Read the listing below and copy out every line that holds "screenshot".
━━━ Recorded data
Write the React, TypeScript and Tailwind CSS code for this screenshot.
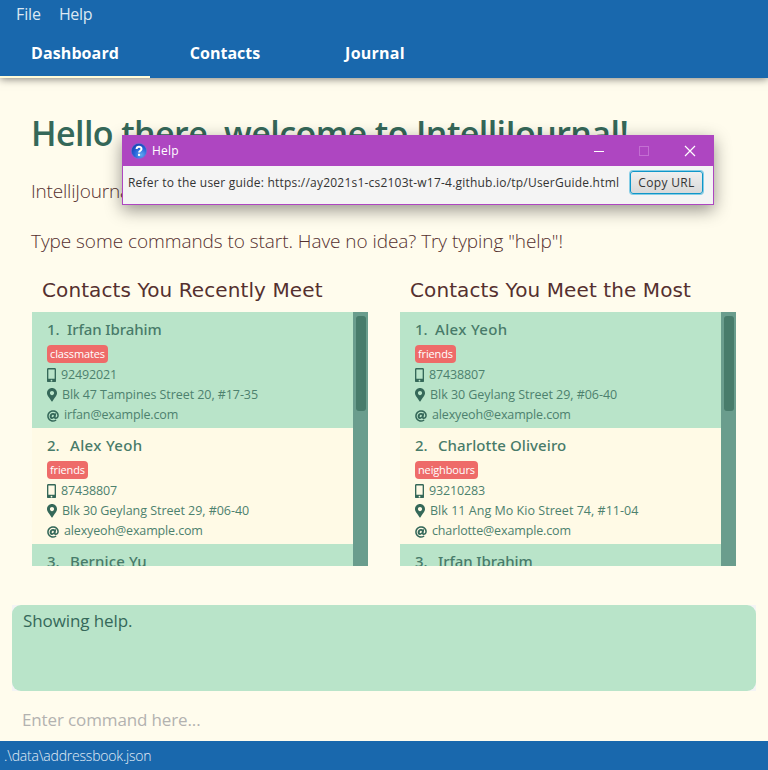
━━━━━━
━━━ Recorded data
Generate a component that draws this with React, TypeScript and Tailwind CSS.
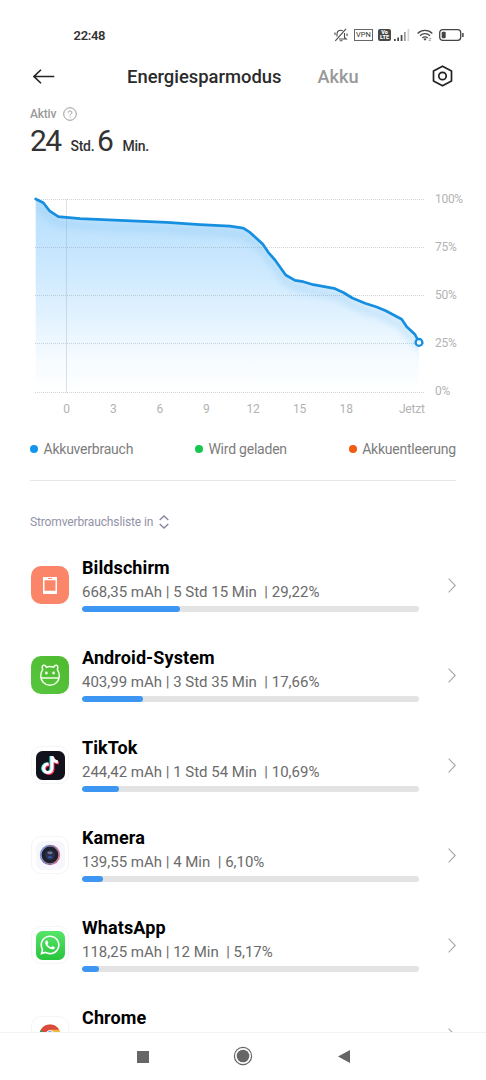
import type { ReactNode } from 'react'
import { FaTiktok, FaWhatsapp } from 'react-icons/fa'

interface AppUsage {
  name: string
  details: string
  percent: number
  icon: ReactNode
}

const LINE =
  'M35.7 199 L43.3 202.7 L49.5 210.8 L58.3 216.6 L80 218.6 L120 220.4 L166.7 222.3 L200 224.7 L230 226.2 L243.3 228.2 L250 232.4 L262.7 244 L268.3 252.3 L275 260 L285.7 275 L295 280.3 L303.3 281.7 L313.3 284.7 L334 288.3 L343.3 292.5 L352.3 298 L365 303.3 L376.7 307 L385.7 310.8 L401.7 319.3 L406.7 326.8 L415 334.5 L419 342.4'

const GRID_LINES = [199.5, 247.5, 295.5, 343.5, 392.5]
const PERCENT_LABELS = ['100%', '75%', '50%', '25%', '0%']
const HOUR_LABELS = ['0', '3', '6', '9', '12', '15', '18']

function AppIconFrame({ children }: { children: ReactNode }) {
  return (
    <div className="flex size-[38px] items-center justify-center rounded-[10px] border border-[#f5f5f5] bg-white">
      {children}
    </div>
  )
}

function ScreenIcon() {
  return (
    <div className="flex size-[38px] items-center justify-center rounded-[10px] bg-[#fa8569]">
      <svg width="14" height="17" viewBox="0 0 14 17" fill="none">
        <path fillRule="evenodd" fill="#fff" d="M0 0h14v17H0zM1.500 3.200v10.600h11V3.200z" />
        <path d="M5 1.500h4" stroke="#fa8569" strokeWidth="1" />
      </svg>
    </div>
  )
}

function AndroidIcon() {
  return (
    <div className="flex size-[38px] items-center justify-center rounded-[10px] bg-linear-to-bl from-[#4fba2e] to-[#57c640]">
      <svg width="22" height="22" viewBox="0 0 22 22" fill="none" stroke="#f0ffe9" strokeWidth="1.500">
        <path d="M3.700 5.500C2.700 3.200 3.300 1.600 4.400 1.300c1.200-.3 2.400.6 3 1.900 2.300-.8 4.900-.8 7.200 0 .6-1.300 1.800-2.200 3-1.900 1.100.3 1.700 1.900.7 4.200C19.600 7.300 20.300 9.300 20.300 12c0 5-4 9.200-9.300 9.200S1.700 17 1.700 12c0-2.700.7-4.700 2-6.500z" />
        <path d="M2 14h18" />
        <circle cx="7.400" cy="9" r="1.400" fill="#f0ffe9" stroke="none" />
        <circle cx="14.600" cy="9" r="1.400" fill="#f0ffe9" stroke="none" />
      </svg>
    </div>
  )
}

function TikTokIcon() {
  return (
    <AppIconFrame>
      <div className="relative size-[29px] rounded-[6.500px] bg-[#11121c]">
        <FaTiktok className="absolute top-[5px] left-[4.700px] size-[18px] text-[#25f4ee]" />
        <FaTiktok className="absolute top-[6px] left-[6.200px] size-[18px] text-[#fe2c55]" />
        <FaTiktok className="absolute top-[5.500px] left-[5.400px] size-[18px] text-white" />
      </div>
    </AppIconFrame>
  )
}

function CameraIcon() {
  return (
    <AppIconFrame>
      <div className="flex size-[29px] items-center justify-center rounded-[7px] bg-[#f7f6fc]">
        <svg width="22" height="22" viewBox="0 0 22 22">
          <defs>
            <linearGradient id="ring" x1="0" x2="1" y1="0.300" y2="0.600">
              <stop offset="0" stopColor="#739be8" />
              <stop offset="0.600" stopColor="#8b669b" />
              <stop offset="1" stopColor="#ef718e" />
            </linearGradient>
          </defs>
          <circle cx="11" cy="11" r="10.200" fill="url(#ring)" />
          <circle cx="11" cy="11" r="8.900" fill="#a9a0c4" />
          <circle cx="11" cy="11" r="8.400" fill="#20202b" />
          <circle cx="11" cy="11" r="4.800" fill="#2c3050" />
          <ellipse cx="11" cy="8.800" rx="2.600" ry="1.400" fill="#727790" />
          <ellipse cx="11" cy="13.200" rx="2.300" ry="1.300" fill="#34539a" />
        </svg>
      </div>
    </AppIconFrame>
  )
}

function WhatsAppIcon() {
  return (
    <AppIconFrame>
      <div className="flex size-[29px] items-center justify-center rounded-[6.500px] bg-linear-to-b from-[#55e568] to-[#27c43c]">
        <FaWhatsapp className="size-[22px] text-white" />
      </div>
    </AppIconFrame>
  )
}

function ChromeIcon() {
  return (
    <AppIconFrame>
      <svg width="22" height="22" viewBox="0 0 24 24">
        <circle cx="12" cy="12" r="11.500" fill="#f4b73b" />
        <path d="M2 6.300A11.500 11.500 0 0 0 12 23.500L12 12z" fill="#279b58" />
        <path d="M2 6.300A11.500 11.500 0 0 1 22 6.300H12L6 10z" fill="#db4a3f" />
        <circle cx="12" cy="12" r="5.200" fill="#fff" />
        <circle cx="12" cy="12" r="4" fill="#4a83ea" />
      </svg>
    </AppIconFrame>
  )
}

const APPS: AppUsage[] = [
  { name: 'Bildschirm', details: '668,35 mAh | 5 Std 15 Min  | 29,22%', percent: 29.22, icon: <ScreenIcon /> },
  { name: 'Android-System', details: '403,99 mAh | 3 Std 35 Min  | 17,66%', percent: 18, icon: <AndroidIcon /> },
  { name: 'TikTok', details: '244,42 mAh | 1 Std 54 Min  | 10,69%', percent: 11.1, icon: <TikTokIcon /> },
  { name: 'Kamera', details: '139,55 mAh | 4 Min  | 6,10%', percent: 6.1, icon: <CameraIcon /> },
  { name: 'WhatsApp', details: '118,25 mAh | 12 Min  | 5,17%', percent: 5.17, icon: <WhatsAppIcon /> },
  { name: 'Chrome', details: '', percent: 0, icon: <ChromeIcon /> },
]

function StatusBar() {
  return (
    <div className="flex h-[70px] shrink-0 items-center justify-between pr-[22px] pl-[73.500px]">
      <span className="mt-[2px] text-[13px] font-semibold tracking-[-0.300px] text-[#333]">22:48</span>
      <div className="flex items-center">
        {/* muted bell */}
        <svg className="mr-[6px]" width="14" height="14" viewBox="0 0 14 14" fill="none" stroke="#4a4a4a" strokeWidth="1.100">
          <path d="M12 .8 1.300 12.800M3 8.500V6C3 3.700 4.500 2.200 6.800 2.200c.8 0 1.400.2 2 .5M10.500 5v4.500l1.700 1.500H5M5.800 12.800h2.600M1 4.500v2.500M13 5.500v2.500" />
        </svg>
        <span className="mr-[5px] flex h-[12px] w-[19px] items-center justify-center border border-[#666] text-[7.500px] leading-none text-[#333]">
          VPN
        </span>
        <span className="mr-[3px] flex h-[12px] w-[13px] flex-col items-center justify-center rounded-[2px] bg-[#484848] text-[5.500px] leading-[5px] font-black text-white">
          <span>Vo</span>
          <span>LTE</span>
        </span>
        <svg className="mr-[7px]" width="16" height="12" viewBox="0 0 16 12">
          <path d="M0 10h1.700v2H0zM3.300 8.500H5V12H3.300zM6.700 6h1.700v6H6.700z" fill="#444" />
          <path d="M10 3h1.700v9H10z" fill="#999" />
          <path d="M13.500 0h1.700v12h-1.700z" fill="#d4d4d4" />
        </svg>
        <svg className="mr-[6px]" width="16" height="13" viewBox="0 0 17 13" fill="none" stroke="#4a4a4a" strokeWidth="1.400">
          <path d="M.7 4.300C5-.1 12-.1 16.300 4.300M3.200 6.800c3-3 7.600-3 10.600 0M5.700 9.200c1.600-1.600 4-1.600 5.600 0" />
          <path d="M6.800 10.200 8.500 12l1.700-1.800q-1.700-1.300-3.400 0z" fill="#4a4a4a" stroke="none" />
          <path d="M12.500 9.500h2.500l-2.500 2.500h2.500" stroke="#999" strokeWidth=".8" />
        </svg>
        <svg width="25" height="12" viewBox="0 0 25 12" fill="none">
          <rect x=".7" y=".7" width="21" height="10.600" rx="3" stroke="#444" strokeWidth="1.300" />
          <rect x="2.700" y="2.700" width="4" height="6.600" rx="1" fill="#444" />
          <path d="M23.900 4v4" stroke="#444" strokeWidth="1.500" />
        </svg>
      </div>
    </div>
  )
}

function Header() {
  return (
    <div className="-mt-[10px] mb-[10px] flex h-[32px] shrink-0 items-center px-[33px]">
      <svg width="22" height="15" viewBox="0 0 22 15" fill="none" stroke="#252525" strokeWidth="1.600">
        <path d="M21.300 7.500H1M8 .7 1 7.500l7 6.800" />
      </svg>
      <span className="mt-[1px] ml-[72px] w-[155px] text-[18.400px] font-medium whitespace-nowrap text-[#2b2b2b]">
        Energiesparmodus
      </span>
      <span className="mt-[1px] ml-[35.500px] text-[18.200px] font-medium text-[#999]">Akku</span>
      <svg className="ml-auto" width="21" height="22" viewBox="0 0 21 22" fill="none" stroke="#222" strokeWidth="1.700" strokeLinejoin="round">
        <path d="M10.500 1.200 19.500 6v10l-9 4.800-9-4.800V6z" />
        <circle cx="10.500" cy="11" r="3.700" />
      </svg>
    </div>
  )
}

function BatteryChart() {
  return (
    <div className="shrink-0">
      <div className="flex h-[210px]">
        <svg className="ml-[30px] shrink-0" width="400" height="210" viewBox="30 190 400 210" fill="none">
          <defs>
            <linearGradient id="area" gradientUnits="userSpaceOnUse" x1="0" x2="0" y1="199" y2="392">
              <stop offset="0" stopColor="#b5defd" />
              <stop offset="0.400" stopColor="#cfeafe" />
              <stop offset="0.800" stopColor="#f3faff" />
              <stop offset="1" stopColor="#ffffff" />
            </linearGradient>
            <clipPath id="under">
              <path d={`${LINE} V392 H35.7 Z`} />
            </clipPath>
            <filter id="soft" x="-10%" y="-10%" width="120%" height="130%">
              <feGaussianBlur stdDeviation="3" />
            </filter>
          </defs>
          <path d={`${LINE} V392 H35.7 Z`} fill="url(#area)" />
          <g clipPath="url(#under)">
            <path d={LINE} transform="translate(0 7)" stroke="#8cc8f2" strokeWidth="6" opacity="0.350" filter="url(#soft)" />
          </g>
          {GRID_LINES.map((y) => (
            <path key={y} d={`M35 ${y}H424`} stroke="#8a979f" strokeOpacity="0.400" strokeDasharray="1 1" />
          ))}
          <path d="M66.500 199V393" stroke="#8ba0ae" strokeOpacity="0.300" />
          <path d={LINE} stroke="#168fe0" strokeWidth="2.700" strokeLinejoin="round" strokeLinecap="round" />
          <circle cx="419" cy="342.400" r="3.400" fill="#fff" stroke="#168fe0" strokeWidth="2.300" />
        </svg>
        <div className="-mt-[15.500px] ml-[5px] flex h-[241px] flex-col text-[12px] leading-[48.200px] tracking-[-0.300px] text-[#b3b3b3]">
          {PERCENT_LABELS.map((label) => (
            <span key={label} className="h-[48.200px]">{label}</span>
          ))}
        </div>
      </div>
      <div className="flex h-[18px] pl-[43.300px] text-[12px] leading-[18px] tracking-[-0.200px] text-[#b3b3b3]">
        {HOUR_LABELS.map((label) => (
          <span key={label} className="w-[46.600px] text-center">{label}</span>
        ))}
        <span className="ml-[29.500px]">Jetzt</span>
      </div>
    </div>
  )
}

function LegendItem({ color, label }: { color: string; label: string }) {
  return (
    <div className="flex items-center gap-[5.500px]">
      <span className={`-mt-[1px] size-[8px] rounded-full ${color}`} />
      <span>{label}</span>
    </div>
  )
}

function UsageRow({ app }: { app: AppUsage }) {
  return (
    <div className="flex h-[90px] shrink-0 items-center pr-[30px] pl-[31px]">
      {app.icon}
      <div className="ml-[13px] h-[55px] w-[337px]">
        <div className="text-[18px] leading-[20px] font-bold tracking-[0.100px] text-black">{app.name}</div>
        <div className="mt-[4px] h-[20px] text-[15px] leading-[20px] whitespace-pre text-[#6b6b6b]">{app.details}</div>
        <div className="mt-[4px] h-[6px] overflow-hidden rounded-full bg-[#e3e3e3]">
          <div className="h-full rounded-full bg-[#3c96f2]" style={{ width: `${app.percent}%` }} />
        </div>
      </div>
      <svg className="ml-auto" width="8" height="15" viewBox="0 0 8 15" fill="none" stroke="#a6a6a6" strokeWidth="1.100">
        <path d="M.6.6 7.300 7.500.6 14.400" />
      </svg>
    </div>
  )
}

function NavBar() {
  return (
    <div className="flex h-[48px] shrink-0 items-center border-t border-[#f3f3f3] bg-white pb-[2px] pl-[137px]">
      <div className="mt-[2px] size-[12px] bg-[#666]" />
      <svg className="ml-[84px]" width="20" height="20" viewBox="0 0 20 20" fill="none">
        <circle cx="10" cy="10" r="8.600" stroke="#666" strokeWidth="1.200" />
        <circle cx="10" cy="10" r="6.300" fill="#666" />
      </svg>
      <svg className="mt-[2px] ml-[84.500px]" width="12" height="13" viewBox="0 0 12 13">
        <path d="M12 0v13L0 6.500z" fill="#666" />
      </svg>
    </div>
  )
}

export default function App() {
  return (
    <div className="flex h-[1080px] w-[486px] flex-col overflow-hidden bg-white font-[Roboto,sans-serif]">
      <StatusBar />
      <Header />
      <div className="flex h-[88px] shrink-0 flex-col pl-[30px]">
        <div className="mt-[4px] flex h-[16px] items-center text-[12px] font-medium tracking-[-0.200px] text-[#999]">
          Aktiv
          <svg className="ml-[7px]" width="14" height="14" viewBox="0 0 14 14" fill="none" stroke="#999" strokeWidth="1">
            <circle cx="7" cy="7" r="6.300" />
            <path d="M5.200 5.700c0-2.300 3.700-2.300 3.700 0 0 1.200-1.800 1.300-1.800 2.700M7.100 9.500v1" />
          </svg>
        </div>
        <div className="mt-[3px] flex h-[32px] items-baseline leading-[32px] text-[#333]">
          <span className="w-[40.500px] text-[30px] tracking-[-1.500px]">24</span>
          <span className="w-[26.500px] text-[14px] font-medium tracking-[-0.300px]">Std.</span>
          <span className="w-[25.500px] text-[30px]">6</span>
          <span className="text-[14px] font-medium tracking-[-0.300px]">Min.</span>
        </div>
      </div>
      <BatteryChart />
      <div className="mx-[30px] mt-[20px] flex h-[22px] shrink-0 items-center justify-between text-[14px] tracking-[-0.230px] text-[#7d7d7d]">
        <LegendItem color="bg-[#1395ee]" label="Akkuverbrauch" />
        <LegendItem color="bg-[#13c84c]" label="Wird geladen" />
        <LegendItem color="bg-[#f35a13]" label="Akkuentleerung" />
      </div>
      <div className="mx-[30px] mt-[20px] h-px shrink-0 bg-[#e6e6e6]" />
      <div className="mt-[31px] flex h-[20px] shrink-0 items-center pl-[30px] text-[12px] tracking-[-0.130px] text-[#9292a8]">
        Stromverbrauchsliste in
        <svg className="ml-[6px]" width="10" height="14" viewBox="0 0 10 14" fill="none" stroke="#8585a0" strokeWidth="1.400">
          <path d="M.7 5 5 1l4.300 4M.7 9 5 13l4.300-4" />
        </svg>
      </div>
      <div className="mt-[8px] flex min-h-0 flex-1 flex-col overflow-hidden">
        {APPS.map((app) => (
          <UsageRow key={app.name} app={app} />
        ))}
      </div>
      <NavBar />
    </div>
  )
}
━━━━━━
━━━ Recorded data
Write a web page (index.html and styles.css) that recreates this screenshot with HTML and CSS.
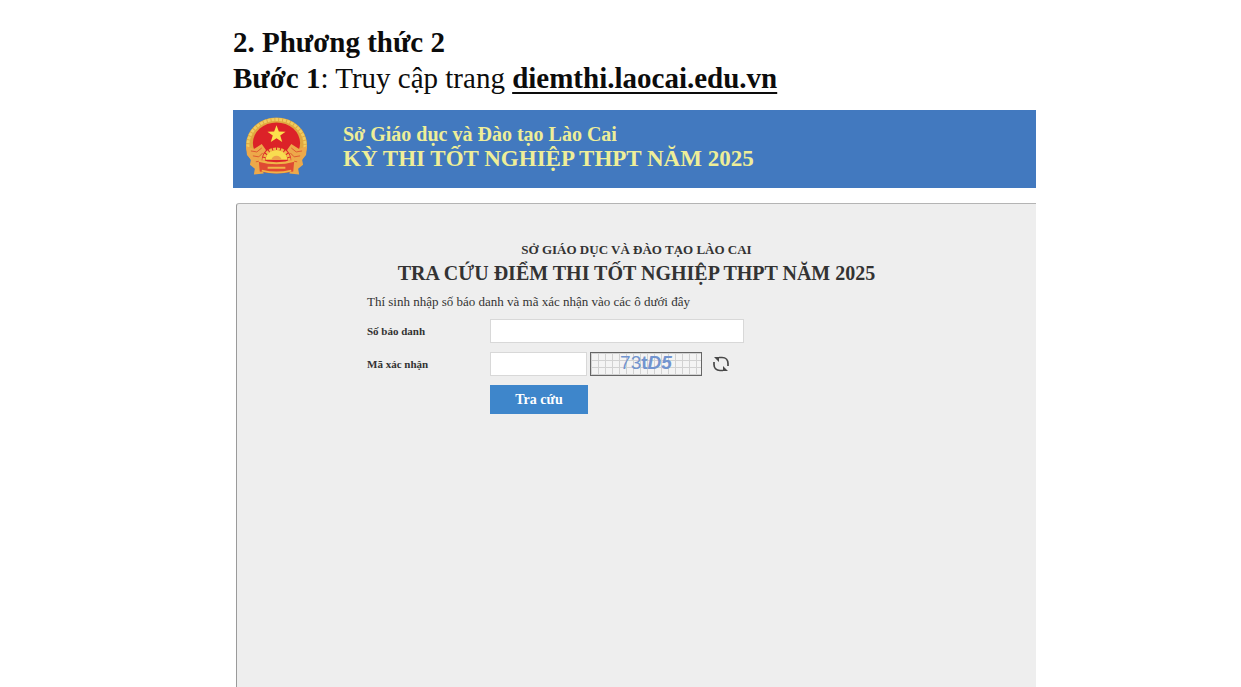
━━━━━━
**Final answer**.
Write the React, TypeScript and Tailwind CSS code for this screenshot.
Write a web page (index.html and styles.css) that recreates this screenshot with HTML and CSS.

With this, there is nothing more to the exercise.